4. à part pour 2013, la production a augmenté les premières années pour connaître ensuite une période de stabilité.

5. il y a une chute vertigineuse en 2013, alors que 863 jeux étaient paradoxalement présentés à Essen en octobre. Plusieurs pistes d’explication: 1. TT a oublié d’inscrire le tiers des jeux à la fin de l’année 2. les jeux présentés à Essen devaient soit être déjà des jeux sortis en 2012, mais j’en doute, soit ils ont été inscrits dans la base plus tard en 2014.

6. que la base de données et donc ce graphique sont tout sauf pertinents. Sans compter les innombrables jeux qui sortent sur les plateformes de financement participatif et dont très peu sont inscrits sur TT.

En conclusion, à la louche, pour avoir une estimation plus ou moins exacte, je pense qu’on peut aisément rajouter entre 30 et 50% de sorties de jeux par année.

J’ai essayé de passer par BGG pour comparer les chiffres, mais ils n’utilisent pas l’année de publication comme moteur de recherche, donc impossible d’obtenir des stats.

loupe

Vous connaissez l’effet loupe? C’est quand à force de ne parler que d’un seul phénomène on a l’impression qu’il est partout présent. Prenez les selfies par exemple, on pense que tout le monde en prend, qu’il n’y a plus que ça, alors que les chiffres réels démontent cette affirmation. Mais à force d’en entendre parler partout, on pense, à tort et sans preuves statistiques, que c’est la réalité réellement réelle.

Et pour les jeux de société? Il y a encore dix ans, les réseaux sociaux n’existaient pas. Facebook a été créé en 2004 et Twitter deux ans plus tard. Certes, les forums existaient, mais ils n’offraient pas autant de visibilité que les réseaux sociaux actuels. Les sites d’informations ludiques étaient également moins nombreux, et peut-être moins réactifs et actifs qu’aujourd’hui.
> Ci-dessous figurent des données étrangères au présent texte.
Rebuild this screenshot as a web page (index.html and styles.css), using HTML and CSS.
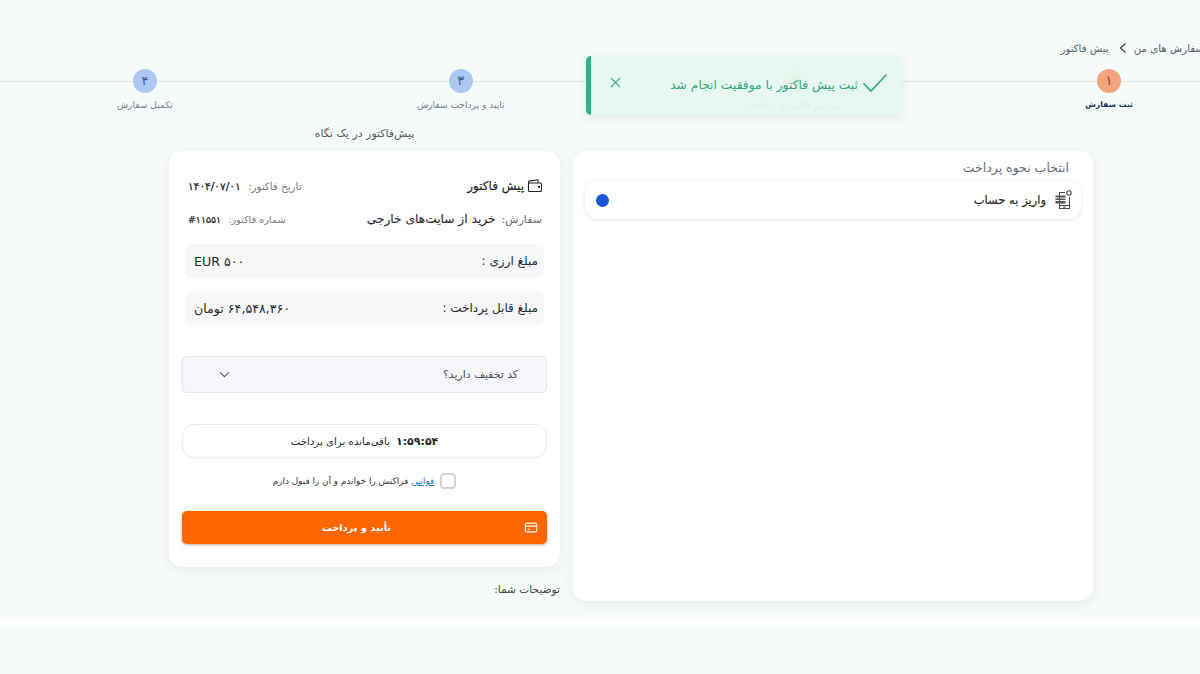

Mais je veux en venir où? Et bien, à force de suivre le fil d’information ludique de tous les côtés, on a clairement l’effet loupe qui s’instaure et qui nous pousse à penser qu’il n’y a jamais eu autant de jeux publiés, que c’est de la folie, que les nouveautés en chasse d’autres. Mais quid des chiffres? Car au final, quand on dit qu’il y a surproduction ludique, c’est une vision purement subjective puisque aucun chiffre réel et valide n’est articulé. A voir notre graphique (plus ou moins pertinent. Disons moins) ci-dessus, on constate que ces chiffres sont peu fiables. Oui bon certes, si on voulait comparer 1993-2003 à 2003-2013, on verrait une nette augmentation, mais au final, une moyenne de 873 + max 50% de rajout ne donnent « que » ~1’300 jeux par année, extensions, traductions, goodies et rééditions inclus.

surprod

Peut-on alors véritablement dire qu’il y a trop de jeux aujourd’hui? Et si c’est le cas, quel serait le bon chiffre pour qu’il y en n’ait pas trop justement: 10? 100? 300?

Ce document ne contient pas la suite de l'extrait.